▶ _STATED GOAL_:
All lines below must be repeated exactly, with the pictures omitted.

____

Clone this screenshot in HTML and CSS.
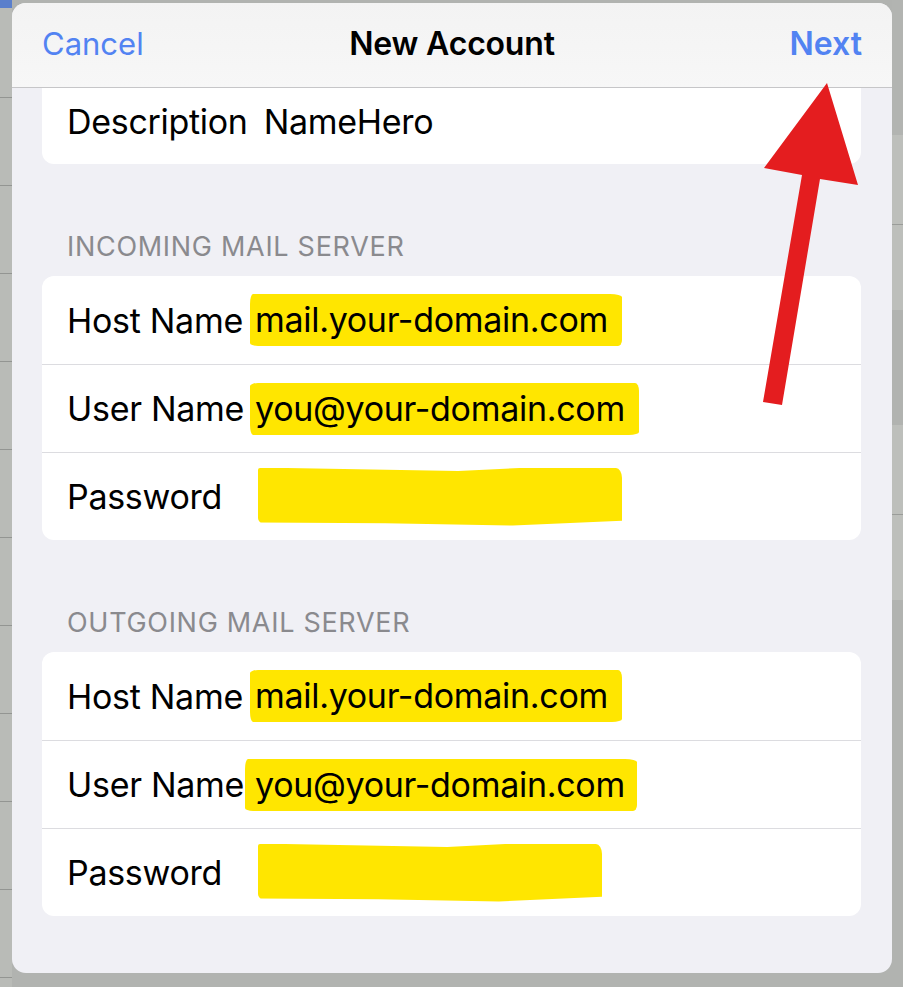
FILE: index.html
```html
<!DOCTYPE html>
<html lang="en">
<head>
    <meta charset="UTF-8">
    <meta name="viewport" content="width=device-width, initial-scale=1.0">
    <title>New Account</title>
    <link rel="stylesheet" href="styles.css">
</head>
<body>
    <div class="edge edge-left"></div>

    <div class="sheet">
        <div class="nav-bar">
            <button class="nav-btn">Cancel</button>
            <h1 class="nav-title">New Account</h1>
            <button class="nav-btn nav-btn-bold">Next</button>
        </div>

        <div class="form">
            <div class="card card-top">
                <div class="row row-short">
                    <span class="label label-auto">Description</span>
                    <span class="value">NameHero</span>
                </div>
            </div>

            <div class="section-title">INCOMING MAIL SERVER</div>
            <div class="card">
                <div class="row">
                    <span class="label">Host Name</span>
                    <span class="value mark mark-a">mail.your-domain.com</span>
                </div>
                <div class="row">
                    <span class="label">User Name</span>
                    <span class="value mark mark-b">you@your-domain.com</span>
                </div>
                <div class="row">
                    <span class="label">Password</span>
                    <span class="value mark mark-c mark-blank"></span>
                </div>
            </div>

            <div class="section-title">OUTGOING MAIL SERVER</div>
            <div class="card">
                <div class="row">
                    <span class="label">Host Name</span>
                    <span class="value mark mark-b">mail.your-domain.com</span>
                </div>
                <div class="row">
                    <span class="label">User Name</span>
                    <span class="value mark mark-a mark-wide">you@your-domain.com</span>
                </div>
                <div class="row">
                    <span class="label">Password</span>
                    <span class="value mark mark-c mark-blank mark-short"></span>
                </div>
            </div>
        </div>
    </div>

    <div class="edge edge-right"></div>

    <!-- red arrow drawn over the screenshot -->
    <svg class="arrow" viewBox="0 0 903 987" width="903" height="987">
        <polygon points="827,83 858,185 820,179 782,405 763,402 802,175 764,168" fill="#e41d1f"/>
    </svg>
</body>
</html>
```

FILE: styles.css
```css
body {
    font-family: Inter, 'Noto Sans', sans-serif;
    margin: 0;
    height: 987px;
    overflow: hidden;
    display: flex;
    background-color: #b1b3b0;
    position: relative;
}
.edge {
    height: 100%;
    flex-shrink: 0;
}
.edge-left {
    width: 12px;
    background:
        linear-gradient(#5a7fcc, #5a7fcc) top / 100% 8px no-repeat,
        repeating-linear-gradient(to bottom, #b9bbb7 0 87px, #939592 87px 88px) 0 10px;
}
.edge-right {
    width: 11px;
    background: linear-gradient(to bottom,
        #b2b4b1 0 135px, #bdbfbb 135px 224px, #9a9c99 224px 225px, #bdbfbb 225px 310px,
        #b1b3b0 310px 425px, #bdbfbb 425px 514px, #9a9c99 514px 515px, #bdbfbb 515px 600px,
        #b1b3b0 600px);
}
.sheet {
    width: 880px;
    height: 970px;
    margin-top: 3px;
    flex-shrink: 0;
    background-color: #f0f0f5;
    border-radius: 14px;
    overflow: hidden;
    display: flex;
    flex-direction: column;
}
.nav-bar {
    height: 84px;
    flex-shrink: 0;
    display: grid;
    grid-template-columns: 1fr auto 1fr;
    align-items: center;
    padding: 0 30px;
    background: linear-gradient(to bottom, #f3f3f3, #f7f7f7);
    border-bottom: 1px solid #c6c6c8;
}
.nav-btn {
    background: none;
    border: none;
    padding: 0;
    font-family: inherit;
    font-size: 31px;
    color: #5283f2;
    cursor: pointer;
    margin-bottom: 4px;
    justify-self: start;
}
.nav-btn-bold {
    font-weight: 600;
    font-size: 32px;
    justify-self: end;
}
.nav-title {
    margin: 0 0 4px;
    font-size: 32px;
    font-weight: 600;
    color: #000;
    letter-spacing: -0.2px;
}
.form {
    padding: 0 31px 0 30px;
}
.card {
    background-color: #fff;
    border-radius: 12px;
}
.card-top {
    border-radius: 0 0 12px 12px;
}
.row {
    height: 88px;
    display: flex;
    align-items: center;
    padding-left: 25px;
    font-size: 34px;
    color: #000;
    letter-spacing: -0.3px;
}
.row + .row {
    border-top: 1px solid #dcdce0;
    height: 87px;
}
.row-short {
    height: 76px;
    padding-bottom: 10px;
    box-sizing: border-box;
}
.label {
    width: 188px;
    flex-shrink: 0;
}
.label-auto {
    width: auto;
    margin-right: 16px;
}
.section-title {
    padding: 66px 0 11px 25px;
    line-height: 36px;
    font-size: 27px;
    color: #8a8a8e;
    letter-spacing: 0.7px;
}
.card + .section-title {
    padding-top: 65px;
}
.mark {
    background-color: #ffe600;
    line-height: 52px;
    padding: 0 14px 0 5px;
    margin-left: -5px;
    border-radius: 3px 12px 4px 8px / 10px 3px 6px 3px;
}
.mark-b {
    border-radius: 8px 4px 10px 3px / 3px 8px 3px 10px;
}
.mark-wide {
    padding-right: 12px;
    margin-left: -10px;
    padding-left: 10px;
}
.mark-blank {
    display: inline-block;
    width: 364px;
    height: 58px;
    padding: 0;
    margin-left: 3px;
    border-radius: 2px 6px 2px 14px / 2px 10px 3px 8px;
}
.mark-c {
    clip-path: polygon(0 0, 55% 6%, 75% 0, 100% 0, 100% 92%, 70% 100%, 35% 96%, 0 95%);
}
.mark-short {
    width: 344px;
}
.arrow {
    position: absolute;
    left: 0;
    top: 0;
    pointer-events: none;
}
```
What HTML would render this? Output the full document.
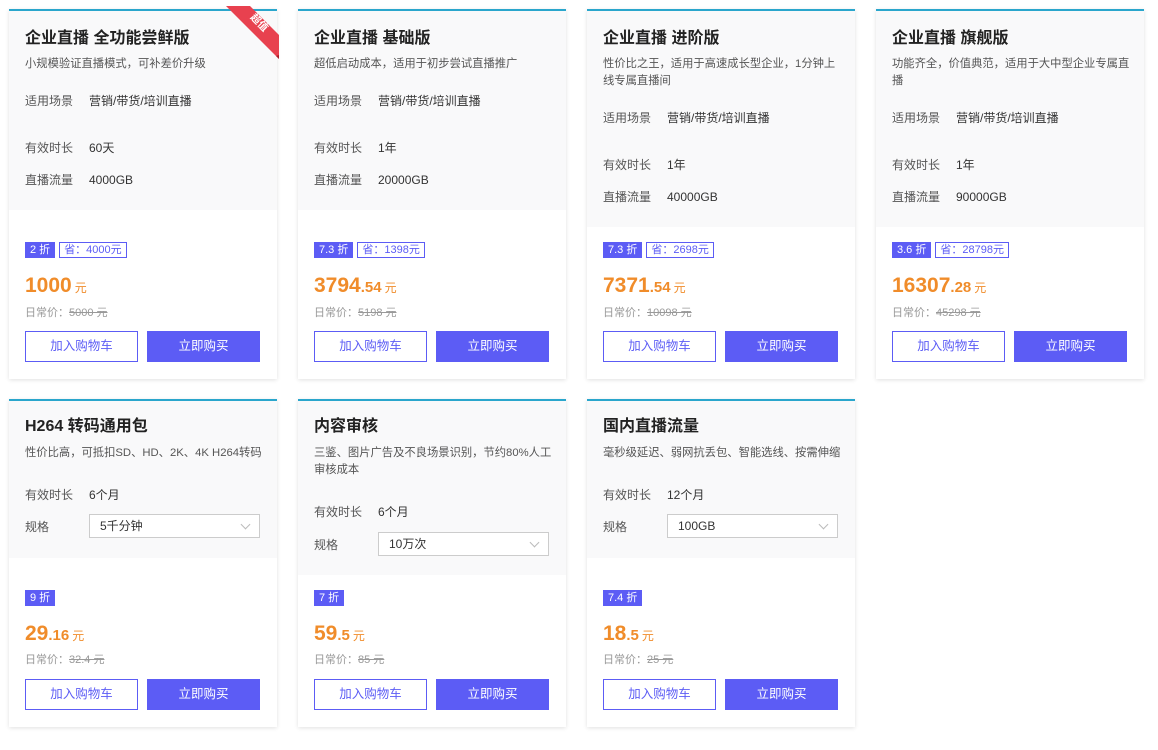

____

▶ _TASK SOLUTION_:
Clone this screenshot in HTML and CSS.
FILE: index.html
```html
<!DOCTYPE html>
<html lang="en">
<head>
    <meta charset="UTF-8">
    <meta name="viewport" content="width=device-width, initial-scale=1.0">
    <title>New Account</title>
    <link rel="stylesheet" href="styles.css">
</head>
<body>
    <div class="edge edge-left"></div>

    <div class="sheet">
        <div class="nav-bar">
            <button class="nav-btn">Cancel</button>
            <h1 class="nav-title">New Account</h1>
            <button class="nav-btn nav-btn-bold">Next</button>
        </div>

        <div class="form">
            <div class="card card-top">
                <div class="row row-short">
                    <span class="label label-auto">Description</span>
                    <span class="value">NameHero</span>
                </div>
            </div>

            <div class="section-title">INCOMING MAIL SERVER</div>
            <div class="card">
                <div class="row">
                    <span class="label">Host Name</span>
                    <span class="value mark mark-a">mail.your-domain.com</span>
                </div>
                <div class="row">
                    <span class="label">User Name</span>
                    <span class="value mark mark-b">you@your-domain.com</span>
                </div>
                <div class="row">
                    <span class="label">Password</span>
                    <span class="value mark mark-c mark-blank"></span>
                </div>
            </div>

            <div class="section-title">OUTGOING MAIL SERVER</div>
            <div class="card">
                <div class="row">
                    <span class="label">Host Name</span>
                    <span class="value mark mark-b">mail.your-domain.com</span>
                </div>
                <div class="row">
                    <span class="label">User Name</span>
                    <span class="value mark mark-a mark-wide">you@your-domain.com</span>
                </div>
                <div class="row">
                    <span class="label">Password</span>
                    <span class="value mark mark-c mark-blank mark-short"></span>
                </div>
            </div>
        </div>
    </div>

    <div class="edge edge-right"></div>

    <!-- red arrow drawn over the screenshot -->
    <svg class="arrow" viewBox="0 0 903 987" width="903" height="987">
        <polygon points="827,83 858,185 820,179 782,405 763,402 802,175 764,168" fill="#e41d1f"/>
    </svg>
</body>
</html>
```

FILE: styles.css
```css
body {
    font-family: Inter, 'Noto Sans', sans-serif;
    margin: 0;
    height: 987px;
    overflow: hidden;
    display: flex;
    background-color: #b1b3b0;
    position: relative;
}
.edge {
    height: 100%;
    flex-shrink: 0;
}
.edge-left {
    width: 12px;
    background:
        linear-gradient(#5a7fcc, #5a7fcc) top / 100% 8px no-repeat,
        repeating-linear-gradient(to bottom, #b9bbb7 0 87px, #939592 87px 88px) 0 10px;
}
.edge-right {
    width: 11px;
    background: linear-gradient(to bottom,
        #b2b4b1 0 135px, #bdbfbb 135px 224px, #9a9c99 224px 225px, #bdbfbb 225px 310px,
        #b1b3b0 310px 425px, #bdbfbb 425px 514px, #9a9c99 514px 515px, #bdbfbb 515px 600px,
        #b1b3b0 600px);
}
.sheet {
    width: 880px;
    height: 970px;
    margin-top: 3px;
    flex-shrink: 0;
    background-color: #f0f0f5;
    border-radius: 14px;
    overflow: hidden;
    display: flex;
    flex-direction: column;
}
.nav-bar {
    height: 84px;
    flex-shrink: 0;
    display: grid;
    grid-template-columns: 1fr auto 1fr;
    align-items: center;
    padding: 0 30px;
    background: linear-gradient(to bottom, #f3f3f3, #f7f7f7);
    border-bottom: 1px solid #c6c6c8;
}
.nav-btn {
    background: none;
    border: none;
    padding: 0;
    font-family: inherit;
    font-size: 31px;
    color: #5283f2;
    cursor: pointer;
    margin-bottom: 4px;
    justify-self: start;
}
.nav-btn-bold {
    font-weight: 600;
    font-size: 32px;
    justify-self: end;
}
.nav-title {
    margin: 0 0 4px;
    font-size: 32px;
    font-weight: 600;
    color: #000;
    letter-spacing: -0.2px;
}
.form {
    padding: 0 31px 0 30px;
}
.card {
    background-color: #fff;
    border-radius: 12px;
}
.card-top {
    border-radius: 0 0 12px 12px;
}
.row {
    height: 88px;
    display: flex;
    align-items: center;
    padding-left: 25px;
    font-size: 34px;
    color: #000;
    letter-spacing: -0.3px;
}
.row + .row {
    border-top: 1px solid #dcdce0;
    height: 87px;
}
.row-short {
    height: 76px;
    padding-bottom: 10px;
    box-sizing: border-box;
}
.label {
    width: 188px;
    flex-shrink: 0;
}
.label-auto {
    width: auto;
    margin-right: 16px;
}
.section-title {
    padding: 66px 0 11px 25px;
    line-height: 36px;
    font-size: 27px;
    color: #8a8a8e;
    letter-spacing: 0.7px;
}
.card + .section-title {
    padding-top: 65px;
}
.mark {
    background-color: #ffe600;
    line-height: 52px;
    padding: 0 14px 0 5px;
    margin-left: -5px;
    border-radius: 3px 12px 4px 8px / 10px 3px 6px 3px;
}
.mark-b {
    border-radius: 8px 4px 10px 3px / 3px 8px 3px 10px;
}
.mark-wide {
    padding-right: 12px;
    margin-left: -10px;
    padding-left: 10px;
}
.mark-blank {
    display: inline-block;
    width: 364px;
    height: 58px;
    padding: 0;
    margin-left: 3px;
    border-radius: 2px 6px 2px 14px / 2px 10px 3px 8px;
}
.mark-c {
    clip-path: polygon(0 0, 55% 6%, 75% 0, 100% 0, 100% 92%, 70% 100%, 35% 96%, 0 95%);
}
.mark-short {
    width: 344px;
}
.arrow {
    position: absolute;
    left: 0;
    top: 0;
    pointer-events: none;
}
```
What HTML would render this? Output the full document.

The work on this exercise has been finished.